When the exemption is applied to a person whose job qualifications and responsibilities are unrelated to religion, there is no reasonable ground for distinguishing between a religious organization and a purely secular organization. Therefore, I agree with the dissent that the exemption is invalid when applied to an employee like Ockletree, assuming that there is no relationship between his duties and religion or religious practices.
(See prior related posting.AP reports on the decision.

Law Prof-Rabbi Resigns From Rabbinical Group To Avoid Ethics Probe Over Online Pseudonyms

TJC reported yesterday that Emory University law professor Rabbi Michael Broyde has resigned from the Rabbinical Council of America rather than face an ethics investigation by the organization over charges that he created false identities to use online to submit letters to Jewish journals, post blog comments (including ones commenting on his own work), and to join a rival rabbinical group (International Rabbinic Fellowship) to gain access to its listserv.  (See prior posting.) The RCA had already given Broyde an indefinite leave of absence from his membership and from his longstanding role as a rabbinical court judge at the Beit Din of America.  Apparently Broyde's latest resignation applies only to the RCA and not to his Bet Din role. Previously Emory Law School cleared Broyde of violating university rules since his conduct related only to activities in his rabbinic capacity. (See prior posting.)

Cert. Petitions On Prison Grooming Rules

Yesterday a petition for certiorari (full text) was filed with the U.S. Supreme Court in Jones v. Thompson.  In the case (decided as Knight v. Thompson), the 11th Circuit rejected several Native American inmates' RLUIPA challenges to Alabama prison system grooming rules that prohibit them from wearing long hair as required by their religion. The 11th Circuit held that the short-hair policy for male inmates is the least restrictive means of furthering compelling governmental interests in security, discipline, hygiene and safety. (See prior posting.) A cert. petition (full text) was filed last September in another unrelated case also raising the constitutionality of prison grooming policies-- Holt v. Hobbs. Whether or not to grant cert. in that case, involving a Muslim inmate, is on the calendar for the Court's Feb. 21 conference. (See prior related posting.) [Thanks to Douglas Laycock for the lead.]

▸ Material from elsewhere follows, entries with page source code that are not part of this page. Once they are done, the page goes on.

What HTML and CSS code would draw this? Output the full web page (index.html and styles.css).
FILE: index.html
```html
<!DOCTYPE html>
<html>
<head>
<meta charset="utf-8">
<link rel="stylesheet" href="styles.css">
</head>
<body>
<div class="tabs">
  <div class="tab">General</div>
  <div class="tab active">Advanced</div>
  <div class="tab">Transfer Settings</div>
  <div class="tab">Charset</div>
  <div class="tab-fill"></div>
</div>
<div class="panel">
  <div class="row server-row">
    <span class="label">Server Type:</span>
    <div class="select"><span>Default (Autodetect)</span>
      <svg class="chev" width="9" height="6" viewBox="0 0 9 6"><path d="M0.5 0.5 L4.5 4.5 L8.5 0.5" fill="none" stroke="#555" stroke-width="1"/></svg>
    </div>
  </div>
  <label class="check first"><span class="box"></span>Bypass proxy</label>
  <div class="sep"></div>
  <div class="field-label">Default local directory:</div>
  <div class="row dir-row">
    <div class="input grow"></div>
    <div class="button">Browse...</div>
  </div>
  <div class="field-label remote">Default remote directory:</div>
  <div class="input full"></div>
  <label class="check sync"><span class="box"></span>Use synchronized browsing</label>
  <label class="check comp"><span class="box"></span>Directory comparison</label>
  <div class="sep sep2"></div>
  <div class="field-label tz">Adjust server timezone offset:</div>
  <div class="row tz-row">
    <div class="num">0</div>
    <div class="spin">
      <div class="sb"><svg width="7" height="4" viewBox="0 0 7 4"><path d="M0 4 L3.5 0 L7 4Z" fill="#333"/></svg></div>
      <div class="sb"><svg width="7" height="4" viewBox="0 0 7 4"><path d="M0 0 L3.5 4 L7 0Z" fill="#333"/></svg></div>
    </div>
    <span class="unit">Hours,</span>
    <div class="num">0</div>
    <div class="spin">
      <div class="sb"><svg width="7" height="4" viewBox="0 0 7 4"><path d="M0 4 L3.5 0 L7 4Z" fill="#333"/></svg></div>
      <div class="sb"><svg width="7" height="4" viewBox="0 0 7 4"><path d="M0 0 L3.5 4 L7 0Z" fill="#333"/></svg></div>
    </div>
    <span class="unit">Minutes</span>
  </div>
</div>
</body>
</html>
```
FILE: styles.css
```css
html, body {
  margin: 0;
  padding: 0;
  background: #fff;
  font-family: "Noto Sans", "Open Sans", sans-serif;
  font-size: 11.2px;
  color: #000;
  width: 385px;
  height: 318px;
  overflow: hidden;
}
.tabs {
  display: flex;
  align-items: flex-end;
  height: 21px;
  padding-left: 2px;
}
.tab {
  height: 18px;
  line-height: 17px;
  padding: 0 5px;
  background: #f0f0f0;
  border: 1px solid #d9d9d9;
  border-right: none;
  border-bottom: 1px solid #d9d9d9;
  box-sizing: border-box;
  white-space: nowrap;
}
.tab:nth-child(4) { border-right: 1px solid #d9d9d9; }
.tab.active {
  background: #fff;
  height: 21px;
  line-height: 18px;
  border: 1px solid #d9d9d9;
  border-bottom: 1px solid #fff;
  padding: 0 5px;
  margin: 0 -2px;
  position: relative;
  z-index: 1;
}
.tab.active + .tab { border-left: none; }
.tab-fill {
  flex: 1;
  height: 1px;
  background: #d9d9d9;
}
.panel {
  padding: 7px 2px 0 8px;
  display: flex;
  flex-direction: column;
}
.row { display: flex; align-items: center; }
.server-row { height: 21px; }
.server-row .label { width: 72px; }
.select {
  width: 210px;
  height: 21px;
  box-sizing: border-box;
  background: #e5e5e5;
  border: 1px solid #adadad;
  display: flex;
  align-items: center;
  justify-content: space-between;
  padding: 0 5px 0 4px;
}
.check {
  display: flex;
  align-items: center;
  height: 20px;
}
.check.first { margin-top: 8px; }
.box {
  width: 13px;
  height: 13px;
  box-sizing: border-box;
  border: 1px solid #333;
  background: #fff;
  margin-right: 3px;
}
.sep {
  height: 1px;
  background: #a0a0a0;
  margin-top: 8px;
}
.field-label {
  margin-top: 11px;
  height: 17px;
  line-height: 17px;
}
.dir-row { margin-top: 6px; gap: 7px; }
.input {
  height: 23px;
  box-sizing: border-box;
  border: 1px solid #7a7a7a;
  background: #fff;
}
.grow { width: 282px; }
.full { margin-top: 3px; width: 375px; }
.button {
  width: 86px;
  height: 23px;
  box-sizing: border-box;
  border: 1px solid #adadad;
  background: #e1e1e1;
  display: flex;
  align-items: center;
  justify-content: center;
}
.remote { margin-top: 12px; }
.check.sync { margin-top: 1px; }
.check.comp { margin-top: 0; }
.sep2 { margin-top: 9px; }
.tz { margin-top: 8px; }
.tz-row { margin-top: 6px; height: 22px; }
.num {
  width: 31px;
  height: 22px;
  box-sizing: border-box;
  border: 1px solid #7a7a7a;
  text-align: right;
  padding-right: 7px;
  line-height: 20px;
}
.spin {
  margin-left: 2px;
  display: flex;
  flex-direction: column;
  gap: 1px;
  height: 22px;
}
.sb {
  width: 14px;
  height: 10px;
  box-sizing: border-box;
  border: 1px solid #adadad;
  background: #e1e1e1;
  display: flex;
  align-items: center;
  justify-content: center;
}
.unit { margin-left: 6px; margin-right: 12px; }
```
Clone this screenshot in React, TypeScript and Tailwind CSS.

Suit Challenges Addition of Cross To Los Angeles County Seal

Yesterday, the ACLU announced that it has filed a federal lawsuit on behalf of a number of plaintiffs challenging the recent decision by the Los Angeles County Board of Supervisors to modify the county seal by adding a cross atop the depiction of the San Gabriel Mission already on it. (See prior posting.) The complaint (full text) in Davies v. Los Angeles Board of County Supervisors, (CD CA, filed 2/6/2014), contends that the cross violates the Establishment Clause as well as provisions in the California constitution that protect free exercise and bar the expenditure of public funds to aid religion. Los Angeles Times reports on the filing of the lawsuit.

Cert. Petition Filed In California Change Therapy Ban Case

Yesterday a petition for certiorari (full text) was filed with the U.S. Supreme Court in Pickup v. Brown. In the case,  the 9th Circuit upheld the constitutionality of California Senate Bill 1172 that bans state-licensed mental health providers from engaging in sexual orientation change efforts with patients under 18. (See prior posting.) Liberty Counsel issued a press release announcing the filing of the cert. petition.